Chips used in routers and switches will be exactly what is cheapest, just as now, regardless of what performs best or adequately. Thus, they will lack B extensions, howsoever useful they might have been.

> In other words, as much of a problem as in any ISA that has seen incremental improvements.

That's way overstated. RISC-V is still an amazingly clean and elegant design, placing extreme focus on technical excellence and on making effective use of limited insn encoding space. (Just look at how cautious the ratification of B and V has been - some of that was due to wanting to maximize feasible overlap between B and other exts, so as to avoid wasting even the smallest fractions of insn space). Tiny warts like SLT returning 0/1 as opposed to 0/-1 don't change that in any way.

Way understated, rather. If you have AVX, you know you also have POPCNT and everything else older than AVX. Having thing A on RISC-V tells you nothing about whether you have thing B or C, or vice versa. The set of possible targets is exponential in the number of extensions, rather than strictly linear in the number of additions, as seen in existing chips.

"Tiny warts" reveal mindset: how aware are the designers of the consequences of their choices? Each is a clue. Lack of rotate and popcount instructions in the core instruction set provides a clue. Expectation that five-instruction sequences can be fused might be another. (When your instructions are already 4 bytes or more, each, five means at least 20 bytes for a single primitive operation.) The extremely complicated extensions landscape is another.

Rotate and popcount are very specialised instructions. The vast majority of software doesn't use them at all, or uses them so infrequently that a software implementation is fine.

You are confusing embedded applications, which have huge flexibility with RISC-V, and standard operating systems with packaged software.

For the next few years (5?) standard operating systems have to support exactly two choices:

- RV64GC

- RVA22

RVA22 includes all the bit manipulation instructions, vectors, cache management, scalar crypto, and some other stuff. You can't pick and choose -- you have to support it all.

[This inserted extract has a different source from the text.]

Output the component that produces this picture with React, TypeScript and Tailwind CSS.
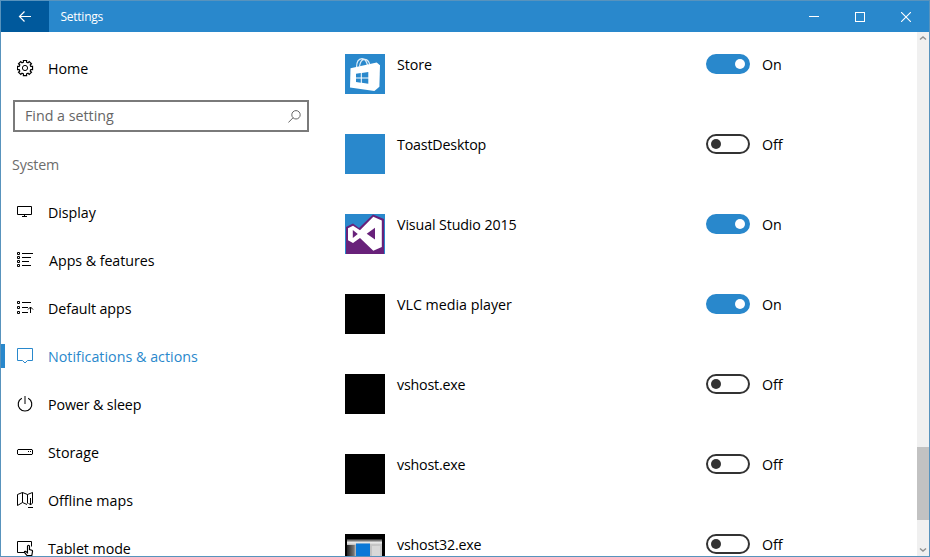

If you are making an embedded appliance on the other hand you can pick and choose exactly what extensions you need (a huge number of combinations, as you say), specify a core with exactly those extensions, build a chip around that with the other IP blocks you need, and tell your compiler which extensions you have. You compile all your software yourself, whether bare metal, using an RTOS, or a minimal Linux such as builtroot or yocto. There is zero confusion because you know what you have and you have what you need -- no more and no less.

No one who knows what they are talking about is talking about fusing five-instruction sequences. That's a total red herring.

You appear to have an idealized view of embedded development. High-profile and high-volume products may get custom silicon, but most designs are driven by per-part price, which means in practice piggybacking on manufacturing runs for highest-volume products of other companies, with effectively no choices.

The assertion that rotate and popcount instructions are unimportant is false. All compilers peephole-optimize to generate rotate instructions where supported, and not because nobody needs that. There is a long history of mis-estimating instructions and their importance, going back to optimizing an instruction used only in a kernel idle loop.

A more objective measure is to note how often a neglected instruction has needed to be added after the first ISA version shipped, because its lack handicapped the chips on the market. Popcount wins that race everywhere: always neglected, always added. Its neglect reveals the blinders of the CS academics who do the initial ISA designs, and the need to patch reveals the reality.

The importance of an instruction is poorly represented by both its static frequency and by its total execution frequency for the same reason as that idle-loop instruction was miscounted: the importance of lines of code varies by many orders of magnitude, and there is no way to measure importance when counting. It is easy to prioritize instructions used in signature benchmarks, but they are a cracked mirror.

The market is another cracked mirror: it takes a very large signal to penetrate it. Any that does merits attention.